David Fagan, the managing partner tells us that they do not have an advisory board as such, but rather get their dose of business reality from having a board in a true corporate sense with extensive powers and outside directors. Their external board members include Sir Ross Buckland (former CEO of Unigate PLC of the UK) and Fergus Ryan (previously managing partner of Arthur Anderson in Australia and also a board member on the Commonwealth Bank).
In accordance with their Partnership Agreement, this Board has the power to approve the strategic plan, identify the partnership’s core values, increase or decrease the number of departments, or require a partner to leave.
David informs us that the board has provided numerous beneficial suggestions for enhancing the strategy of the firm which of course requires a heavy emphasis on communications so that partners do not feel excluded from the decision making process. To that end the board regularly circulates reports to partners regarding the outcome of its meetings. In addition, members of the board conduct regular formal discussion sessions with partners to obtain their views.
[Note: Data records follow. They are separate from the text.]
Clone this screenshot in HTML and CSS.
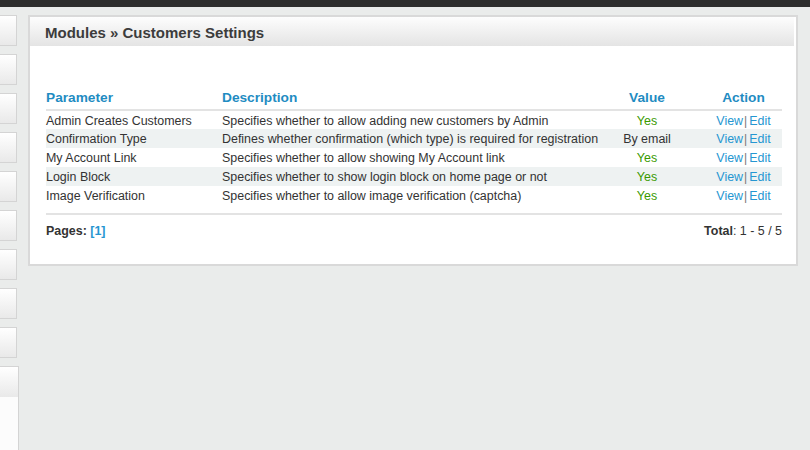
FILE: index.html
```html
<!DOCTYPE html>
<html>
<head>
<meta charset="utf-8">
<link rel="stylesheet" href="styles.css">
</head>
<body>
<div class="topbar"></div>
<div class="layout">
  <div class="sidebar">
    <div class="side-box"></div>
    <div class="side-box"></div>
    <div class="side-box"></div>
    <div class="side-box"></div>
    <div class="side-box"></div>
    <div class="side-box"></div>
    <div class="side-box"></div>
    <div class="side-box"></div>
    <div class="side-box"></div>
    <div class="side-big"><div class="side-big-head"></div></div>
  </div>
  <div class="panel">
    <div class="panel-head">Modules » Customers Settings</div>
    <div class="panel-body">
      <table class="grid">
        <thead>
          <tr>
            <th class="c-param">Parameter</th>
            <th class="c-desc">Description</th>
            <th class="c-val">Value</th>
            <th class="c-act">Action</th>
          </tr>
        </thead>
        <tbody>
          <tr>
            <td class="c-param">Admin Creates Customers</td>
            <td class="c-desc">Specifies whether to allow adding new customers by Admin</td>
            <td class="c-val yes">Yes</td>
            <td class="c-act"><a>View</a><span class="sep">|</span><a>Edit</a></td>
          </tr>
          <tr class="alt">
            <td class="c-param">Confirmation Type</td>
            <td class="c-desc">Defines whether confirmation (which type) is required for registration</td>
            <td class="c-val">By email</td>
            <td class="c-act"><a>View</a><span class="sep">|</span><a>Edit</a></td>
          </tr>
          <tr>
            <td class="c-param">My Account Link</td>
            <td class="c-desc">Specifies whether to allow showing My Account link</td>
            <td class="c-val yes">Yes</td>
            <td class="c-act"><a>View</a><span class="sep">|</span><a>Edit</a></td>
          </tr>
          <tr class="alt">
            <td class="c-param">Login Block</td>
            <td class="c-desc">Specifies whether to show login block on home page or not</td>
            <td class="c-val yes">Yes</td>
            <td class="c-act"><a>View</a><span class="sep">|</span><a>Edit</a></td>
          </tr>
          <tr>
            <td class="c-param">Image Verification</td>
            <td class="c-desc">Specifies whether to allow image verification (captcha)</td>
            <td class="c-val yes">Yes</td>
            <td class="c-act"><a>View</a><span class="sep">|</span><a>Edit</a></td>
          </tr>
        </tbody>
      </table>
      <div class="pager">
        <div><b>Pages:</b> <b class="link">[1]</b></div>
        <div><b>Total</b>: 1 - 5 / 5</div>
      </div>
    </div>
  </div>
</div>
</body>
</html>
```
FILE: styles.css
```css
html, body {
  margin: 0;
  padding: 0;
  background: #eaeceb;
  font-family: "Liberation Sans", Arial, sans-serif;
  font-size: 12.45px;
  color: #333;
  height: 450px;
  overflow: hidden;
}
.topbar {
  height: 7px;
  background: #2d2d2d;
}
.layout {
  display: flex;
  align-items: flex-start;
  padding-top: 8px;
}
.sidebar {
  width: 20px;
  display: flex;
  flex-direction: column;
  gap: 8px;
}
.side-box {
  width: 16px;
  height: 29px;
  border: 1px solid #d4d4d4;
  border-left: none;
  background: linear-gradient(#ffffff, #e9e9e9);
}
.side-big {
  width: 18px;
  height: 90px;
  border: 1px solid #d4d4d4;
  border-left: none;
  background: #fcfcfc;
}
.side-big-head {
  height: 30px;
  background: linear-gradient(#ffffff, #e9e9e9);
}
.panel {
  margin-left: 8px;
  width: 766px;
  height: 247px;
  border: 2px solid #d9d9d9;
  background: #fff;
}
.panel-head {
  height: 29px;
  line-height: 31px;
  padding-left: 15px;
  font-size: 15px;
  font-weight: bold;
  color: #3c3c3c;
  background: linear-gradient(#fdfdfd, #e4e4e4);
  margin-right: 2px;
}
.panel-body {
  padding: 40px 14px 0 16px;
}
.grid {
  width: 736px;
  border-collapse: collapse;
}
.grid th {
  font-size: 13.7px;
  font-weight: bold;
  color: #1f8cc2;
  text-align: left;
  height: 23px;
  padding: 0;
  border-bottom: 2px solid #e3e3e3;
}
.grid td {
  height: 19px;
  padding: 1px 0 0;
  box-sizing: border-box;
  white-space: nowrap;
}
.grid tr.alt td {
  background: #eef2f2;
}
.c-param { width: 176px; }
.c-desc { width: 387px; }
.grid .c-val { width: 76px; text-align: center; }
.grid .c-act { text-align: center; padding-left: 20px; }
.yes { color: #3a9a00; }
.grid a {
  color: #2596d1;
}
.sep {
  color: #777;
  padding: 0 2px 0 1px;
  font-size: 12px;
}
.pager {
  margin-top: 8px;
  border-top: 2px solid #e3e3e3;
  display: flex;
  justify-content: space-between;
  padding-top: 9px;
  width: 736px;
}
.pager b { color: #333; }
.pager .link { color: #2596d1; }
```
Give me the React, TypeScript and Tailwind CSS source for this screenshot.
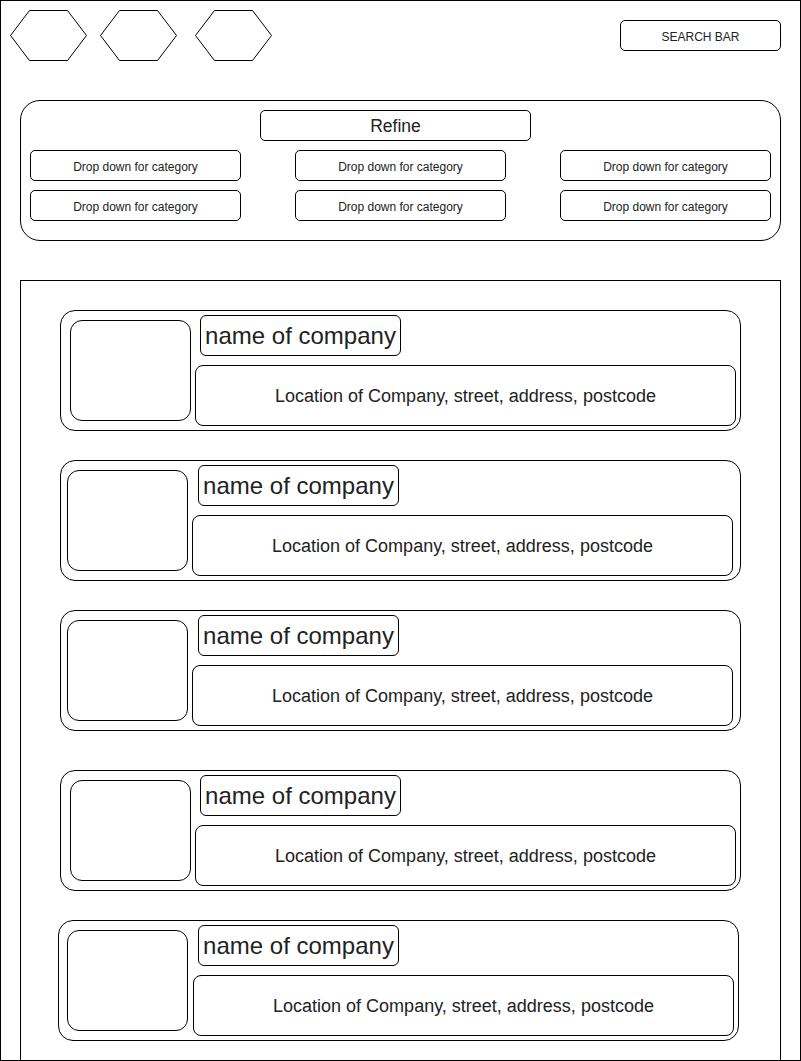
import React from "react";

const font = { fontFamily: '"Liberation Sans", Arial, Helvetica, sans-serif' };

function Hexagon({ className }: { className?: string }) {
  return (
    <svg width="77" height="51" viewBox="0 0 77 51" className={className}>
      <polygon
        points="0.5,25.5 19.5,0.5 57.5,0.5 76.5,25.5 57.5,50.5 19.5,50.5"
        fill="white"
        stroke="black"
        strokeWidth="1"
      />
    </svg>
  );
}

function Dropdown() {
  return (
    <div className="box-border flex h-[31px] w-[211px] items-center justify-center rounded-[5px] border border-black pt-[2px] text-[12px] text-[#222]">
      Drop down for category
    </div>
  );
}

type CardProps = {
  cardMl: string;
  mt: string;
  imgPl: string;
  nameMl: string;
  locMl: string;
};

function CompanyCard({ cardMl, mt, imgPl, nameMl, locMl }: CardProps) {
  return (
    <div
      className={`box-border flex h-[121px] w-[681px] shrink-0 items-start rounded-[15px] border border-black ${cardMl} ${mt} ${imgPl} pt-[9px]`}
    >
      <div className="box-border h-[101px] w-[121px] shrink-0 rounded-[12px] border border-black" />
      <div className="-mt-[5px] flex flex-col">
        <div
          className={`box-border flex h-[41px] w-[201px] items-center justify-center rounded-[6px] border border-black text-[24px] text-[#222] ${nameMl}`}
        >
          name of company
        </div>
        <div
          className={`mt-[9px] box-border flex h-[61px] w-[541px] items-center justify-center rounded-[8px] border border-black pt-[2px] text-[18px] text-[#222] ${locMl}`}
        >
          Location of Company, street, address, postcode
        </div>
      </div>
    </div>
  );
}

export default function App() {
  return (
    <div
      style={font}
      className="box-border h-[1061px] w-[801px] overflow-hidden border border-black bg-white"
    >
      {/* Header */}
      <div className="flex h-[99px] items-start pl-[9px]">
        <Hexagon className="mt-[9px]" />
        <Hexagon className="ml-[13px] mt-[9px]" />
        <Hexagon className="ml-[18px] mt-[9px]" />
        <div className="mr-[19px] ml-auto mt-[19px] box-border flex h-[31px] w-[161px] items-center justify-center rounded-[5px] border border-black pt-[2px] text-[12px] text-[#222]">
          SEARCH BAR
        </div>
      </div>

      {/* Refine panel */}
      <div className="ml-[19px] box-border h-[141px] w-[761px] rounded-[20px] border border-black pl-[9px] pt-[9px]">
        <div className="ml-[230px] box-border flex h-[31px] w-[271px] items-center justify-center rounded-[5px] border border-black pt-[2px] text-[17.5px] text-[#222]">
          Refine
        </div>
        <div className="mt-[9px] grid grid-cols-[211px_211px_211px] gap-x-[54px] gap-y-[9px]">
          <Dropdown />
          <Dropdown />
          <Dropdown />
          <Dropdown />
          <Dropdown />
          <Dropdown />
        </div>
      </div>

      {/* Company list */}
      <div className="ml-[19px] mt-[39px] box-border flex h-[820px] w-[761px] flex-col border border-black pt-[29px]">
        <CompanyCard cardMl="ml-[39px]" mt="mt-0" imgPl="pl-[9px]" nameMl="ml-[9px]" locMl="ml-[4px]" />
        <CompanyCard cardMl="ml-[39px]" mt="mt-[29px]" imgPl="pl-[6px]" nameMl="ml-[10px]" locMl="ml-[4px]" />
        <CompanyCard cardMl="ml-[39px]" mt="mt-[29px]" imgPl="pl-[6px]" nameMl="ml-[10px]" locMl="ml-[4px]" />
        <CompanyCard cardMl="ml-[39px]" mt="mt-[39px]" imgPl="pl-[9px]" nameMl="ml-[9px]" locMl="ml-[4px]" />
        <CompanyCard cardMl="ml-[37px]" mt="mt-[29px]" imgPl="pl-[8px]" nameMl="ml-[10px]" locMl="ml-[5px]" />
      </div>
    </div>
  );
}
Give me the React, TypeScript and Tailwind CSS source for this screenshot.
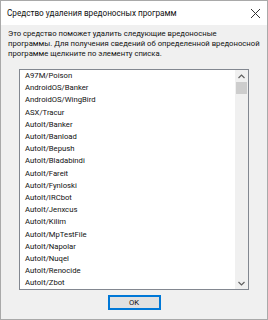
import React from "react";

const items = [
  "A97M/Poison",
  "AndroidOS/Banker",
  "AndroidOS/WingBird",
  "ASX/Tracur",
  "AutoIt/Banker",
  "AutoIt/Banload",
  "AutoIt/Bepush",
  "AutoIt/Bladabindi",
  "AutoIt/Fareit",
  "AutoIt/Fynloski",
  "AutoIt/IRCbot",
  "AutoIt/Jenxcus",
  "AutoIt/Kilim",
  "AutoIt/MpTestFile",
  "AutoIt/Napolar",
  "AutoIt/Nuqel",
  "AutoIt/Renocide",
  "AutoIt/Zbot",
];

export default function App() {
  return (
    <div
      className="w-[268px] h-[320px] flex flex-col bg-[#f0f0f0] border border-[#a9a9a9] text-black overflow-hidden"
      style={{ fontFamily: 'Roboto, "Noto Sans", sans-serif' }}
    >
      <div className="h-[24px] shrink-0 bg-white flex items-center justify-between pl-[6px] pr-[5px]">
        <span className="text-[8.2px] text-[#111] whitespace-nowrap">Средство удаления вредоносных программ</span>
        <svg width="11" height="11" viewBox="0 0 11 11" className="mr-[1px]">
          <path d="M1 1 L10 10 M10 1 L1 10" stroke="#333" strokeWidth="1" fill="none" />
        </svg>
      </div>
      <div className="flex flex-col flex-1 pt-[4px]">
        <p className="pl-[7px] text-[7.7px] leading-[10px] text-[#111] whitespace-nowrap">
          Это средство поможет удалить следующие вредоносные
          <br />
          программы. Для получения сведений об определенной вредоносной
          <br />
          программе щелкните по элементу списка.
        </p>
        <div className="ml-[18px] mt-[10px] w-[230px] h-[221px] flex border border-[#828790] bg-white">
          <div className="flex-1 pl-[5px] text-[7.7px] leading-[12.2px] text-[#111] overflow-hidden">
            {items.map((it) => (
              <div key={it} className="whitespace-nowrap">
                {it}
              </div>
            ))}
          </div>
          <div className="w-[13px] h-full bg-[#f0f0f0] flex flex-col">
            <div className="h-[12px] flex items-center justify-center">
              <svg width="7" height="5" viewBox="0 0 7 5">
                <path d="M0.5 4 L3.5 1 L6.5 4" stroke="#606060" strokeWidth="1.2" fill="none" />
              </svg>
            </div>
            <div className="h-[12px] mx-[1px] bg-[#cdcdcd]" />
            <div className="flex-1" />
            <div className="h-[12px] flex items-center justify-center">
              <svg width="7" height="5" viewBox="0 0 7 5">
                <path d="M0.5 1 L3.5 4 L6.5 1" stroke="#606060" strokeWidth="1.2" fill="none" />
              </svg>
            </div>
          </div>
        </div>
        <div className="flex justify-center mt-[5px]">
          <button className="w-[53px] h-[15px] bg-[#e1e1e1] border border-[#0078d7] shadow-[inset_0_0_0_1px_#0078d7] text-[7.7px] leading-none text-[#111] flex items-center justify-center">
            OK
          </button>
        </div>
      </div>
    </div>
  );
}
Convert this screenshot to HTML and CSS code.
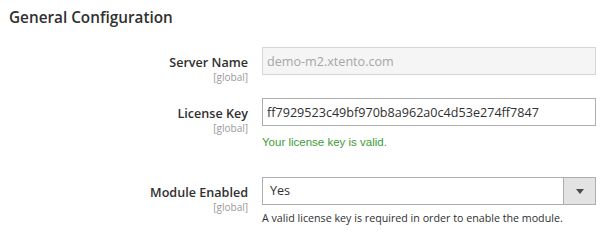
FILE: index.html
```html
<!DOCTYPE html>
<html lang="en">
<head>
    <meta charset="UTF-8">
    <title>General Configuration</title>
    <link rel="stylesheet" href="styles.css">
</head>
<body>
    <h2 class="section-title">General Configuration</h2>

    <!-- Config Rows -->
    <div class="config">
        <div class="row">
            <div class="label">
                <span class="label-text">Server Name</span>
                <span class="scope">[global]</span>
            </div>
            <div class="value">
                <input class="input" type="text" value="demo-m2.xtento.com" disabled>
            </div>
        </div>

        <div class="row">
            <div class="label">
                <span class="label-text">License Key</span>
                <span class="scope">[global]</span>
            </div>
            <div class="value">
                <input class="input" type="text" value="ff7929523c49bf970b8a962a0c4d53e274ff7847">
                <div class="valid-note">Your license key is valid.</div>
            </div>
        </div>

        <div class="row row-module">
            <div class="label">
                <span class="label-text">Module Enabled</span>
                <span class="scope">[global]</span>
            </div>
            <div class="value">
                <div class="select">
                    <span class="select-text">Yes</span>
                    <span class="select-arrow"></span>
                </div>
                <div class="note">A valid license key is required in order to enable the module.</div>
            </div>
        </div>
    </div>
</body>
</html>
```

FILE: styles.css
```css
/* General Styling */
body {
    margin: 0;
    padding: 0;
    font-family: 'Open Sans', sans-serif;
    background: #fff;
    color: #303030;
}

/* Section Title */
.section-title {
    margin: 0;
    padding: 7px 0 0 9px;
    font-size: 15.3px;
    font-weight: 600;
    color: #303030;
    line-height: 20px;
}

/* Rows */
.config {
    padding-top: 20px;
}
.row {
    display: grid;
    grid-template-columns: 248px 334px;
    column-gap: 14px;
    margin-bottom: 15px;
}
.row-module {
    margin-top: 29px;
}

/* Labels */
.label {
    display: flex;
    flex-direction: column;
    align-items: flex-end;
    padding-top: 7px;
}
.label-text {
    font-size: 12.6px;
    font-weight: 600;
    line-height: 17px;
}
.scope {
    font-size: 10px;
    line-height: 12px;
    color: #999;
}

/* Inputs */
.input {
    box-sizing: border-box;
    display: block;
    width: 334px;
    height: 28px;
    margin: 0;
    padding: 0 4px;
    border: 1px solid #adadad;
    font-family: 'Open Sans', sans-serif;
    font-size: 12.6px;
    color: #303030;
    background: #fff;
    outline: none;
}
.input:disabled {
    background: #f5f5f5;
    border-color: #d6d6d6;
    color: #a6a6a6;
}

.valid-note {
    margin-top: 10px;
    font-family: 'Liberation Sans', sans-serif;
    font-size: 11.5px;
    color: #3d9b35;
}

/* Select */
.select {
    box-sizing: border-box;
    display: flex;
    width: 334px;
    height: 28px;
    border: 1px solid #adadad;
}
.select-text {
    flex: 1;
    padding-left: 7px;
    font-size: 12.6px;
    line-height: 26px;
}
.select-arrow {
    width: 31px;
    background: #e3e3e3;
    border-left: 1px solid #adadad;
    position: relative;
}
.select-arrow::after {
    content: '';
    position: absolute;
    left: 12px;
    top: 11px;
    border-left: 4px solid transparent;
    border-right: 4px solid transparent;
    border-top: 5px solid #514943;
}

.note {
    margin-top: 6px;
    font-size: 10.7px;
    color: #303030;
}
```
We asked David a couple of the hard questions about confidentiality and conflicts:
If a specific client's information (or lists of clients, or firm financials) were to be discussed with board members, how do you deal with the protection of lawyer-client relationships?
“This has not been an issue given that at worst only billings data is discussed at Board meetings. There is no confidential information about files or matters which are discussed.”
Presumably successful business people have relationships with several different law firms. What is to stop an outside member of your board from "inadvertently" letting proprietary information slip to one of your competitors?
“Each elected partner representative and regional representative is of course bound by fiduciary obligations to the other partners and to each other. Our external Board members sign confidentiality agreements with the firm.”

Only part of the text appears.